Sure, I love that the old wrench beeped when everything was as tight as it should be (lot’s of fun on the teebox), but a slip of the hand, and it wasn’t just easy to damage the ferrule, it was a relatively common occurrence. And all of that is before we start talking about the extra bulk that came with the hosel design.
While the individual adjustment details aren’t quite as easy to comprehend as some of the other systems out there, use of L and R rather than a degree designation does make it relatively simple to grok on a higher level. Need the ball to go right, set it somewhere on the R side. For Left…well you get it.
Unlike a couple of the other adjustable systems, the VR_S doesn’t have any movable/adjustable weights. Like every other system out there now, adjustments are managed through a screw on the sole of the driver.
Perhaps the biggest improvement is the scaling down of the hosel area. As I said, previous STR8-Fit designs were bulky. The latest incarnation isn’t significantly larger than a traditional, glued hosel.

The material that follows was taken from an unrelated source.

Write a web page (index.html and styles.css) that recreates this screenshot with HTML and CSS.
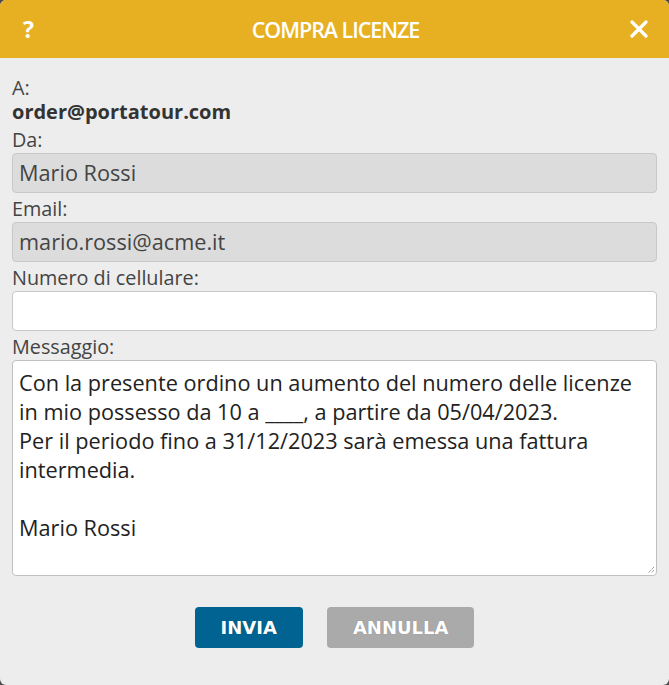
FILE: index.html
```html
<!DOCTYPE html>
<html lang="it">
<head>
<meta charset="utf-8">
<title>Compra licenze</title>
<link rel="stylesheet" href="styles.css">
</head>
<body>
<div class="dialog">
  <div class="header">
    <span class="help">?</span>
    <span class="title">COMPRA LICENZE</span>
    <svg class="close" width="18" height="18" viewBox="0 0 18 18"><path d="M2 2 L16 16 M16 2 L2 16" stroke="#fff" stroke-width="3.2" stroke-linecap="round"/></svg>
  </div>
  <div class="body">
    <div class="label">A:</div>
    <div class="to">order@portatour.com</div>
    <div class="field">
      <div class="label">Da:</div>
      <div class="input disabled">Mario Rossi</div>
    </div>
    <div class="field">
      <div class="label">Email:</div>
      <div class="input disabled">mario.rossi@acme.it</div>
    </div>
    <div class="field">
      <div class="label">Numero di cellulare:</div>
      <div class="input"></div>
    </div>
    <div class="field">
      <div class="label">Messaggio:</div>
      <div class="textarea">Con la presente ordino un aumento del numero delle licenze in mio possesso da 10 a ____, a partire da 05/04/2023.<br>Per il periodo fino a 31/12/2023 sarà emessa una fattura intermedia.<br><br>Mario Rossi<svg class="grip" width="8" height="8" viewBox="0 0 8 8"><path d="M7 1 L1 7 M7 4 L4 7" stroke="#777" stroke-width="1" stroke-dasharray="1 1"/></svg></div>
    </div>
    <div class="buttons">
      <button class="btn primary">INVIA</button>
      <button class="btn secondary">ANNULLA</button>
    </div>
  </div>
</div>
</body>
</html>
```

FILE: styles.css
```css
html, body {
  margin: 0;
  padding: 0;
  background: #4a4a4a;
}
.dialog {
  width: 669px;
  height: 685px;
  background: #ededed;
  border-radius: 6px;
  overflow: hidden;
  display: flex;
  flex-direction: column;
  font-family: "Open Sans", sans-serif;
}
.header {
  height: 58px;
  flex: none;
  background: #e6b022;
  display: flex;
  align-items: center;
  justify-content: space-between;
  padding: 0 21px 0 23px;
  color: #fff;
}
.help {
  font-weight: 700;
  font-size: 23px;
  width: 18px;
  line-height: 1;
}
.title {
  font-weight: 600;
  font-size: 21.5px;
  letter-spacing: -1.05px;
}
.close {
  display: block;
}
.body {
  padding: 18px 12px 0 12px;
  color: #444;
}
.label {
  font-size: 19.8px;
  line-height: 24px;
  color: #444;
}
.to {
  font-size: 20px;
  line-height: 23px;
  font-weight: 700;
  color: #333;
}
.field {
  margin-top: 5px;
}
.field + .field {
  margin-top: 4px;
}
.input {
  margin-top: 1px;
  height: 40px;
  box-sizing: border-box;
  border: 1px solid #c8c8c8;
  border-radius: 4px;
  background: #fff;
  font-size: 21.7px;
  line-height: 38px;
  padding: 0 6px;
  color: #444;
}
.input.disabled {
  background: #dcdcdc;
}
.textarea {
  position: relative;
  margin-top: 1px;
  height: 216px;
  box-sizing: border-box;
  border: 1px solid #c0c0c0;
  border-radius: 4px;
  background: #fff;
  font-size: 21.7px;
  line-height: 29px;
  padding: 7px 6px;
  color: #222;
}
.grip {
  position: absolute;
  right: 1px;
  bottom: 1px;
}
.buttons {
  display: flex;
  justify-content: center;
  gap: 24px;
  margin-top: 31px;
}
.btn {
  height: 41px;
  border: none;
  border-radius: 4px;
  color: #fff;
  font-family: "DejaVu Sans", Verdana, sans-serif;
  font-weight: 700;
  font-size: 18px;
  padding: 0 26px;
  text-shadow: 0 0 1px rgba(0,0,0,0.25);
}
.primary {
  background: #016392;
}
.secondary {
  background: #aaaaaa;
}
```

Overall, the system isn’t perfect (it’s arguably still the most complex on the market), but it’s a huge improvement over the previous system
TOTAL SUBJECTIVE SCORE: 92.29
We are on an absolutely astounding run of fantastic drivers. Well, two in a row anyway, and we’ve got a 3rd in the pipeline that looks like it’s probably going to join the top handful of drivers we’ve ever reviewed, but you can make an argument that the Nike VR_S Driver is the best of the bunch. I definitely have concerns about how well the light shaft would stand the test of time with my swing (though 2 for 2 in testing so far is a fairly good rate), but that only speaks to what we’ve been saying at MyGolfSpy from day 1. Go Get Fitted! Off the rack is for chumps.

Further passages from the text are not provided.